2. The electrode according to claim 1, in which the mesoporous nickel hydroxide has a pore size within the range from 1 to 50 nm.

3. The electrode according to claim 2, in which the mesoporous nickel hydroxide has a pore size within the range from 1 to 20 nm.

4. The electrode according to claim 3, in which the mesoporous nickel hydroxide has a pore size within the range from 1.5 to 12 nm.

5. The electrode according to claim 1, in which at least 75% of pores have pore diameters to within 60% of average pore diameter.

6. The electrode according to claim 5, in which at least 75% of pores have pore diameters to within 30% of average pore diameter.

7. The electrode according to claim 6, in which at least 75% of pores have pore diameters to within 5% of average pore diameter.

8. The electrode according to claim 1, in which the electrode is supported on a substrate.

9. The electrode according to claim 8, in which the substrate acts as a current collector.

10. An The electrode according to claim 8, in which the substrate is a porous metal and the nickel hydroxide resides in the pores thereof.

11. The electrode according to claim 8, in which the substrate is of nickel.

12. An electrochemical cell comprising a positive electrode, a negative electrode and an electrolyte in a container therefore, the positive electrode comprising mesoporous nickel hydroxide substantially free from metallic nickel or nickel oxide, together with a conductivity enhancer and a binder.

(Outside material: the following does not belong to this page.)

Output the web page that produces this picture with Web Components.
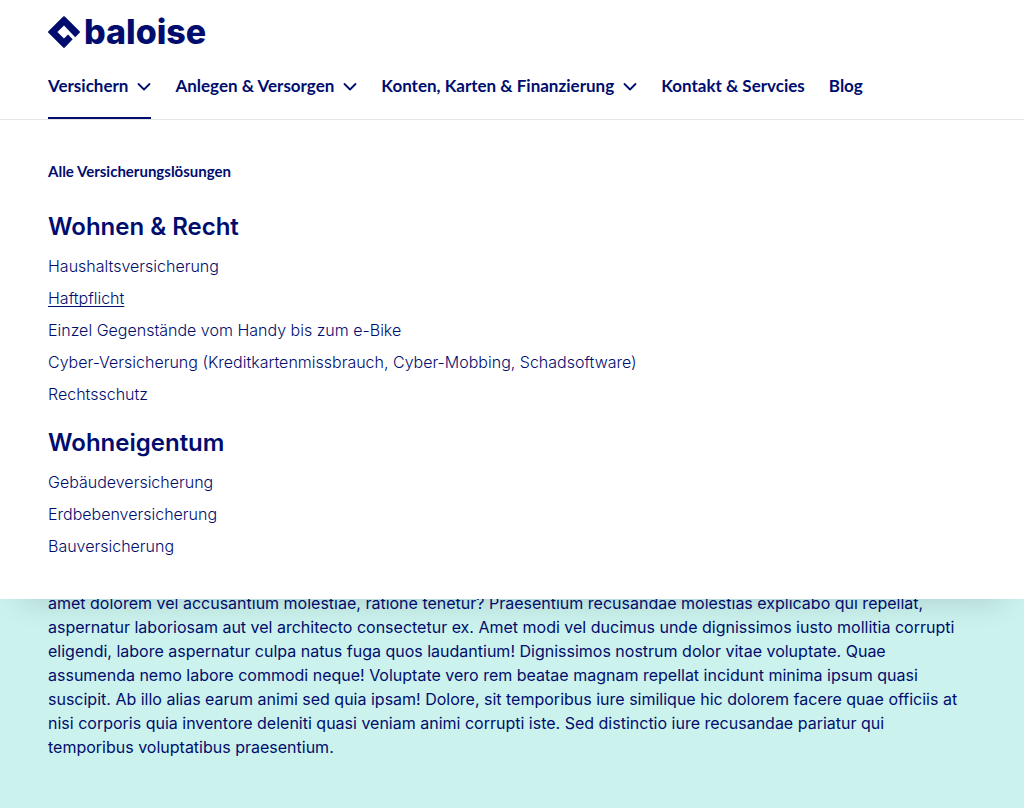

13. The electrochemical cell according to claim 12, in which the mesoporous nickel hydroxide has a pore size within the range from 1 to 50 nm.

14. A process for preparing an electrochemical cell, which process comprises:

(a) depositing nickel hydroxide from a liquid crystal templating medium to form a mesoporous nickel hydroxide;

(b) forming an electrode by mixing said mesoporous nickel hydroxide substantially free from metallic nickel or nickel oxide with a conductivity enhancer and a binder; and

(c) assembling an electrochemical cell comprising, as the positive electrode, the electrode formed in step (b), associated with a current collector.

15. The process according to claim 14, in which the mesoporous nickel hydroxide has a pore size within the range from 1 to 50 nm.

16. The process according to claim 14, in which in which the mesoporous nickel hydroxide has a pore size within the range from 1 to 20 nm.

17. The process according to claim 14, in which the mesoporous nickel hydroxide has a pore size within the range from 1.5 to 12 nm.

18. The process according to claim 14, in which at least 75% of pores have pore diameters to within 60% of average pore diameter.

19. The process according to claim 14, in which at least 75% of pores have pore diameters to within 30% of average pore diameter

20. The process according to claim 14, in which the electrode is supported on a substrate, wherein said substrate acts as the current collector.